そもそも、過去の棋譜を学習するだけでAIは強くなれるのか。棋譜だけで全て分かるのか。棋譜は結果でしかない。勝ち負けもしかり。しかしその過程には、膨大な読みと人の心動きがある。棋譜に示しされた全ての手が最善手ではなく、うっかりやミスもある。そもそもプロ同士の将棋では、疑問手や悪手で勝負が決まる。どれがそれか判定した上で学習しているのか。その将棋の勝負だけが判断基準だとしたら、それが最善を尽くした結果なのかミスによるものなのか判定しているのか。

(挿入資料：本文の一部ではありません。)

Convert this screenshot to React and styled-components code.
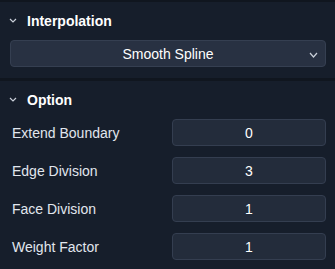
import React from "react";
import styled, { createGlobalStyle } from "styled-components";

const Global = createGlobalStyle`
  html, body { margin: 0; padding: 0; background: #161e2b; }
  body { font-family: "Liberation Sans", Arial, sans-serif; }
`;

const Panel = styled.div`
  width: 335px;
  height: 269px;
  background: #161e2b;
  border-top: 2px solid #10161f;
  box-sizing: border-box;
  overflow: hidden;
`;

const Section = styled.section`
  padding: 10px 9px ${(p) => p.$bottom || 11}px 10px;
  border-bottom: ${(p) => (p.$divider ? "3px solid #10161f" : "none")};
  display: flex;
  flex-direction: column;
`;

const Header = styled.div`
  height: 17px;
  display: flex;
  align-items: center;
  gap: 10px;
  color: #ffffff;
  font-weight: 700;
  font-size: 14px;
  margin-bottom: 11px;
`;

const Chevron = ({ w = 6, h = 3 }) => (
  <svg width={w + 2} height={h + 2} viewBox={`0 0 ${w + 2} ${h + 2}`} style={{ display: "block" }}>
    <path d={`M1 1 L${w / 2 + 1} ${h + 1} L${w + 1} 1`} fill="none" stroke="#c9cfd9" strokeWidth="1.2" />
  </svg>
);

const ChevWrap = styled.span`
  display: flex;
  margin-left: -1px;
`;

const Select = styled.div`
  position: relative;
  height: 27px;
  box-sizing: border-box;
  background: #283142;
  border: 1px solid #353f51;
  border-radius: 4px;
  display: flex;
  align-items: center;
  justify-content: center;
  color: #ffffff;
  font-size: 14px;
`;

const SelectIcon = styled.span`
  position: absolute;
  right: 7px;
  top: 11px;
  display: flex;
`;

const Rows = styled.div`
  display: flex;
  flex-direction: column;
  gap: 11px;
`;

const Row = styled.div`
  display: flex;
  align-items: center;
  justify-content: space-between;
`;

const Label = styled.span`
  color: #e1e6ee;
  font-size: 14px;
  padding-left: 2px;
`;

const Field = styled.div`
  width: 154px;
  height: 27px;
  box-sizing: border-box;
  background: #232c3b;
  border: 1px solid #343e50;
  border-radius: 4px;
  display: flex;
  align-items: center;
  justify-content: center;
  color: #ffffff;
  font-size: 14px;
`;

const rows = [
  ["Extend Boundary", "0"],
  ["Edge Division", "3"],
  ["Face Division", "1"],
  ["Weight Factor", "1"],
];

export default function App() {
  return (
    <>
      <Global />
      <Panel>
        <Section $divider>
          <Header>
            <ChevWrap><Chevron /></ChevWrap>
            Interpolation
          </Header>
          <Select>
            Smooth Spline
            <SelectIcon><Chevron w={7} h={4} /></SelectIcon>
          </Select>
        </Section>
        <Section $bottom={9}>
          <Header>
            <ChevWrap><Chevron /></ChevWrap>
            Option
          </Header>
          <Rows>
            {rows.map(([l, v]) => (
              <Row key={l}>
                <Label>{l}</Label>
                <Field>{v}</Field>
              </Row>
            ))}
          </Rows>
        </Section>
      </Panel>
    </>
  );
}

 結果から過程を判断する事はできないのは将棋に限らない事。それを何10万回やっても、ある程度までしかならないのではないか。ことほどに「勉強」とか「学習」とかは難しい。心の動きへの評価を抜きにして、何万回繰り返してもどれほどの事だろうか。


コンピューター対人間-続き [テレビ・映画]

Oに「ボナンザ」の話をし、評価基準は人に教えてもらうのではなく、ソフト自身が棋譜を勉強し、学習して作っているはずだと言われる。そういえば、番組でボナンザが自動的に延々と何事かしているのがあったが、あれがそうなのだろう。

 だとすれば膨大な棋譜で学習しても、判断ミスが出るという事か。50万局の過去の棋譜を学習しても、プロのトップに勝つにはそれ以上の何かが必要なのか。それはそれで奥が深いことだ。